Pihaknya mendorong kepekaan semua pihak untuk dapat saling menyampaikan dan mendengarkan tuntutan demokrasi secara damai dan tertib, sehingga tidak berdampak pada fasilitas umum, khususnya transportasi publik sebagai dasar mobilitas warga dan perekonomian. "Mengutuk sekeras-kerasnya tindakan pembakaran dan perilaku anarkisme terhadap fasilitas angkutan umum di Jakarta juga fasilitas umum lainnya di seluruh Indonesia," kata dia.
Minta Semua Pihak Jaga Fasilitas Umum
Dia menuturkan, yang tak kalah penting adalah pihaknya meminta kepada semua pihak untuk tetap menjaga bersama fasilitas publik agar layanan publik tidak terganggu, baik pada pada saat ada aksi demo maupun pascaademo.
Selain itu, INSTRAN juga meminta kepada Polri dan TNI untuk tetap menjaga fasilitas layanan publik saat ada aksi demo, sehingga tidak ada perusakan maupun pembakaran fasilitas publik bersamaan dengan adanya aksi demo.
"Fasilitas umum adalah representasi kehadiran negara terhadap kebutuhan publik.
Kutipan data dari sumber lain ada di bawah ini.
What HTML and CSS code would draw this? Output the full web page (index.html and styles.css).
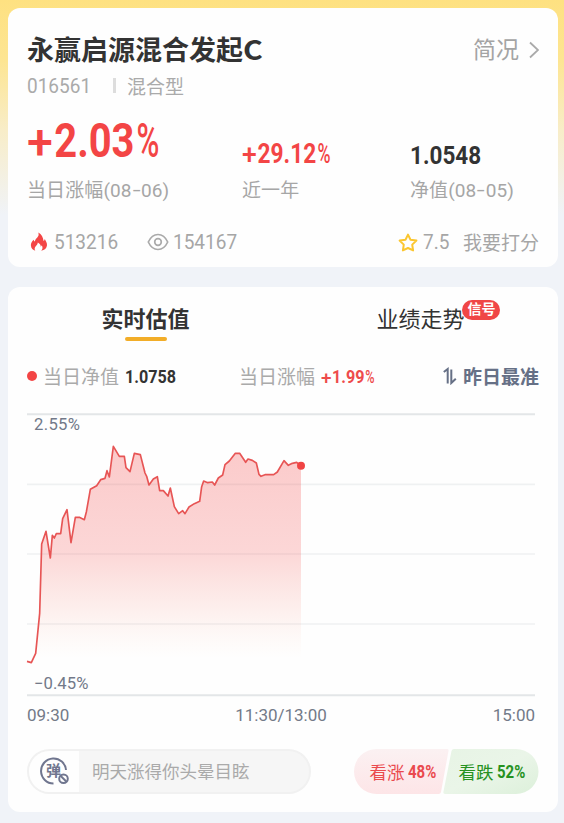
FILE: index.html
```html
<!DOCTYPE html>
<html lang="zh-CN">
<head>
<meta charset="utf-8">
<title>永赢启源混合发起C</title>
<link rel="stylesheet" href="styles.css">
</head>
<body>
<main class="page">
  <section class="card summary">
    <header class="head">
      <h1 class="name">永赢启源混合发起<span class="cls">C</span></h1>
      <a class="brief">简况<svg width="12" height="18" viewBox="0 0 12 18"><path d="M3 1.500 11 9 3 16.500"/></svg></a>
    </header>
    <div class="meta"><span class="code"><span class="digits">016561</span></span><i class="bar"></i><span>混合型</span></div>
    <div class="stats">
      <div class="stat day"><div class="value"><b><i class="plus">+</i>2.03<i class="pct">%</i></b></div><div class="label">当日涨幅(08<s>-</s>06)</div></div>
      <div class="stat year"><div class="value"><b><i class="plus">+</i>29.12<i class="pct">%</i></b></div><div class="label">近一年</div></div>
      <div class="stat nav"><div class="value"><b>1.0548</b></div><div class="label">净值(08<s>-</s>05)</div></div>
    </div>
    <div class="social">
      <svg class="fire" width="18" height="20" viewBox="0 0 18 20"><path d="M8.300.4c.7 2 .4 3.500-1 5C5.800 7 5 8 4.900 9.600 4.200 9.200 3.900 8.600 3.700 7.700 1.900 9.400.7 11.200.9 13.600c.2 2.800 2 4.500 4.500 5.200-1.200-1.700-.9-3.400.5-4.900 1-1 1.800-1.900 1.900-3.400 2.200 1.200 3.100 2.700 2.900 4.300.6-.3.9-.9 1-1.500 1.300 2.200 1 4.100-.5 5.500 3.300-.5 5.600-2.500 5.800-5.500.2-2.500-1.300-4.300-2.200-6.200-.2 1-.6 1.600-1.300 2C13.300 5.400 11.500 2 8.300.4Z"/></svg>
      <span class="count hot"><span class="digits">513216</span></span>
      <svg class="eye" width="22" height="18" viewBox="0 0 22 18"><path d="M1.300 9C3.500 4.200 7 1.500 11 1.500S18.500 4.200 20.700 9C18.500 13.800 15 16.500 11 16.500S3.500 13.800 1.300 9Z"/><circle cx="11" cy="9" r="3.300"/></svg>
      <span class="count seen"><span class="digits">154167</span></span>
      <svg class="star" width="20" height="19" viewBox="0 0 20 19"><path d="m10 1.600 2.500 5.100 5.900.9-4.200 4 .9 5.800L10 15l-5.100 2.400.9-5.800-4.200-4 5.900-.9Z"/></svg>
      <span class="count rate"><span class="digits">7.5</span></span>
      <span class="action">我要打分</span>
    </div>
  </section>

  <section class="card trend">
    <nav class="tabs">
      <div class="tab active">实时估值</div>
      <div class="tab"><span class="anchor">业绩走势<em class="badge">信号</em></span></div>
    </nav>
    <div class="legend">
      <i class="dot"></i><span class="key">当日净值</span><b class="num nav-now">1.0758</b>
      <span class="key second">当日涨幅</span><b class="num up"><i class="plus">+</i>1.99<i class="pct">%</i></b>
      <span class="accurate"><svg width="14" height="18" viewBox="0 0 14 18"><path d="M.8 5 4.700 2v14.500M8.300 2.500V16L12.800 11.800"/></svg>昨日最准</span>
    </div>
    <svg class="chart" width="508" height="300" viewBox="81 0 1524 900">
      <defs><linearGradient id="fade" x1="0" y1="139" x2="0" y2="775" gradientUnits="userSpaceOnUse"><stop offset="0" stop-color="#f44b4b" stop-opacity=".29"/><stop offset=".5" stop-color="#f44b4b" stop-opacity=".22"/><stop offset=".78" stop-color="#f4604b" stop-opacity=".09"/><stop offset="1" stop-color="#f8a070" stop-opacity="0"/></linearGradient></defs>
      <path class="edge" d="M81 43H1605M81 886H1605"/>
      <path class="grid" d="M81 253H1605M81 462H1605M81 672H1605"/>
      <path fill="url(#fade)" d="M81 784 94 788 107 760 119 640 125 432 138 394 151 474 157 406 163 414 169 401 182 401 188 356 201 329 213 428 226 352 238 352 253 359 259 336 271 268 290 257 302 239 315 235 321 212 328 231 340 139 358 169 373 169 378 203 390 215 403 160 421 164 435 219 440 229 447 255 460 237 472 230 479 272 490 272 504 288 511 264 523 320 536 341 548 332 555 341 567 321 583 311 599 304 605 260 611 243 623 248 637 246 644 255 655 234 668 225 675 194 688 183 706 160 719 160 737 187 744 177 757 181 769 189 777 223 783 229 795 224 821 224 832 216 852 182 865 196 877 190 890 187 903 197V788H81Z"/>
      <path class="line" d="M81 784 94 788 107 760 119 640 125 432 138 394 151 474 157 406 163 414 169 401 182 401 188 356 201 329 213 428 226 352 238 352 253 359 259 336 271 268 290 257 302 239 315 235 321 212 328 231 340 139 358 169 373 169 378 203 390 215 403 160 421 164 435 219 440 229 447 255 460 237 472 230 479 272 490 272 504 288 511 264 523 320 536 341 548 332 555 341 567 321 583 311 599 304 605 260 611 243 623 248 637 246 644 255 655 234 668 225 675 194 688 183 706 160 719 160 737 187 744 177 757 181 769 189 777 223 783 229 795 224 821 224 832 216 852 182 865 196 877 190 890 187 903 197"/>
      <circle cx="903" cy="197" r="12" fill="#f04444"/>
      <text x="102" y="90" textLength="138">2.55%</text>
      <text x="102" y="866" textLength="163">−0.45%</text>
    </svg>
    <div class="times"><span>09:30</span><span>11:30/13:00</span><span>15:00</span></div>
    <footer class="foot">
      <div class="comment">
        <div class="toggle"><svg width="32" height="30" viewBox="0 0 32 30"><path class="ring" d="M15.500 27.500A12.500 12.500 0 1 1 28 14"/><text x="15.500" y="20" text-anchor="middle">弹</text><circle cx="25.500" cy="22.800" r="4.300"/><path d="m22.500 19.800 6 6"/></svg></div>
        <span class="hint">明天涨得你头晕目眩</span>
      </div>
      <div class="vote">
        <svg class="shape" width="185" height="45" viewBox="0 0 185 45"><defs><linearGradient id="red" x2="0" y2="1"><stop stop-color="#fbf1f2"/><stop offset="1" stop-color="#fde5e7"/></linearGradient><linearGradient id="green" x2="1" y2="1"><stop stop-color="#e7f4e5"/><stop offset=".5" stop-color="#eaf5e8"/><stop offset="1" stop-color="#dcf0da"/></linearGradient></defs><path fill="url(#red)" d="M22.500 0H93q2 0 1.500 2L87 43q-.4 2-2.400 2H22.500a22.500 22.500 0 0 1 0-45Z"/><path fill="url(#green)" d="M100 0H162a22.500 22.500 0 0 1 0 45H91q-2 0-1.600-2L97.500 2q.5-2 2.500-2Z"/></svg>
        <span class="bull">看涨<b>48%</b></span><span class="bear">看跌<b>52%</b></span>
      </div>
    </footer>
  </section>
</main>
</body>
</html>
```
FILE: styles.css
```css
* { box-sizing: border-box; }
body {
  margin: 0;
  height: 823px;
  overflow: hidden;
  background: #f0f3f8 linear-gradient(180deg, #fee181 0, #fde592 60px, #f8edc8 130px, #f0f3f8 215px) no-repeat;
  font-family: Roboto, "Noto Sans CJK SC", sans-serif;
  color: #333;
}
h1, s, i, em { margin: 0; font-style: normal; text-decoration: none; }
svg { display: block; flex: none; fill: none; }
.page { padding: 8px 6px 0 8px; display: grid; gap: 20px; }
.card { background: #fefefe; border-radius: 12px; padding: 0 19px; }
.summary { height: 259px; padding-top: 22px; }
.head { display: flex; justify-content: space-between; height: 38px; line-height: 38px; }
.name { font: 700 27px/38px "Noto Sans CJK SC", sans-serif; white-space: nowrap; }
.cls { display: inline-block; transform: scaleX(1.12); transform-origin: left; }
.brief { display: flex; align-items: center; gap: 8px; height: 42px; font-size: 23px; color: #a4a4a4; }
.brief svg { stroke: #aaa; stroke-width: 1.8; margin-top: -2px; }
.meta { display: flex; align-items: center; height: 35px; font-size: 19px; color: #aaa; }
.digits { display: inline-block; font-size: 20px; line-height: 28px; transform: scaleX(.95); transform-origin: left; }
.code { width: 86px; }
.bar { width: 3px; height: 15px; background: #ddd; margin-right: 11px; }
.stats { display: flex; height: 120px; padding-top: 12px; }
.stat { white-space: nowrap; }
.day { width: 215px; }
.year { width: 168px; }
.value { height: 62px; display: flex; align-items: flex-end; }
.value b { display: block; transform-origin: left; color: #f34545; }
.plus, .pct { display: inline-block; font-weight: 500; transform-origin: left; }
.plus { transform: translateY(.05em) scaleX(1.17); margin-right: .13em; }
.pct { transform: scaleX(.78); margin-left: .05em; }
.day b { font-size: 48px; line-height: 62px; transform: translateY(-5px) scaleX(.83); }
.year b { font-size: 27px; line-height: 37px; transform: translateY(-4px) scaleX(.84); }
.nav b { font-size: 26.500px; line-height: 35px; transform: translateY(-5px) scaleX(.85); color: #333; }
.label { font-size: 19px; line-height: 28px; color: #a6a6a6; letter-spacing: .1px; }
.label s { display: inline-block; transform: translateY(-1px) scaleX(1.5); margin: 0 2px; }
.social { display: flex; align-items: center; height: 38px; padding-left: 3px; font-size: 19px; color: #a6a6a6; }
.fire { fill: #f34545; margin-right: 6px; }
.eye { stroke: #aaa; stroke-width: 1.7; margin-right: 4px; }
.star { stroke: #fbc62f; stroke-width: 2; stroke-linejoin: round; margin-left: auto; margin-right: 5px; }
.hot { width: 93px; }
.rate { width: 40px; }
.action { margin-top: -2px; }
.trend { height: 525px; padding-top: 11px; }
.tabs { display: grid; grid-template-columns: 237px 1fr; height: 54px; }
.tab { text-align: center; font-size: 22px; line-height: 43px; position: relative; }
.tab.active { font-weight: 700; }
.tab.active::after { content: ""; display: block; width: 42px; height: 4px; margin: -4px auto 0; border-radius: 2px; background: #f2ad28; }
.anchor { position: relative; margin-left: 38px; }
.badge { position: absolute; left: 86px; top: -7px; width: 38px; height: 20px; border-radius: 10px; background: #f04646; color: #fff; font-size: 14px; font-weight: 700; line-height: 19px; }
.legend { display: flex; align-items: center; height: 48px; font-size: 19px; white-space: nowrap; }
.dot { width: 10px; height: 10px; border-radius: 50%; background: #f34545; margin-right: 6px; }
.key { color: #aaa; margin-top: -2px; }
.num { display: block; font-size: 19px; transform-origin: left; transform: scaleX(.85); margin-left: 6px; }
.nav-now { width: 114px; }
.up { color: #ee4b4b; }
.accurate { display: flex; align-items: center; gap: 6px; margin: -2px 0 0 auto; font-weight: 700; color: #667086; }
.accurate svg { stroke: #667086; stroke-width: 2; margin-top: 1px; }
.chart { overflow: visible; }
.edge { stroke: #e3e6e8; stroke-width: 6; }
.grid { stroke: #eff1f2; stroke-width: 5; }
.line { stroke: #e75555; stroke-width: 5; stroke-linejoin: round; }
.chart text { font-size: 50px; fill: #727989; }
.times { display: flex; justify-content: space-between; height: 30px; width: 508px; font-size: 17px; line-height: 30px; color: #737a88; }
.foot { display: flex; justify-content: space-between; margin-top: 19px; height: 45px; }
.comment { display: flex; align-items: center; width: 284px; border: 2px solid #f1f1f1; border-radius: 23px; background: #f6f6f6; overflow: hidden; }
.toggle { width: 50px; height: 41px; background: #fefefe; padding: 5px 0 0 9px; }
.toggle svg { stroke: #70768f; stroke-width: 2; }
.toggle text { font-size: 15px; font-weight: 700; fill: #70768f; stroke: none; }
.hint { margin: -2px 0 0 13px; font-size: 17.500px; color: #aaa; }
.vote { position: relative; display: flex; align-items: center; width: 185px; font-size: 17.500px; white-space: nowrap; }
.shape { position: absolute; inset: 0; }
.bull, .bear { position: relative; display: flex; align-items: center; margin-top: -1px; padding-left: 15.500px; width: 89px; color: #ea4a4e; }
.bear { color: #26921f; }
.vote b { display: block; margin-left: 3px; font-size: 19px; transform: scaleX(.79); transform-origin: left; }
```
Tanggung jawab untuk merawat dan menjaga fasilitas umum dilakukan bersama oleh semua pihak agar tetap berfungsi sebagaimana mestinya," kata dia.
Budi menuturkan, para pelaku perusakan layanan publik dapat dikenakan sanksi sesuai Undang-Undang Nomor 9 Tahun 1998 tentang Kemerdekaan Menyampaikan Pendapat di Muka Umum Pasal 16, bahwa Pelaku atau peserta pelaksanaan penyampaian pendapat di muka umum yang melakukan perbuatan melanggar hukum dapat dikenakan sanksi hukum sesuai dengan ketentuan peraturan perundang-undangan yang berlaku.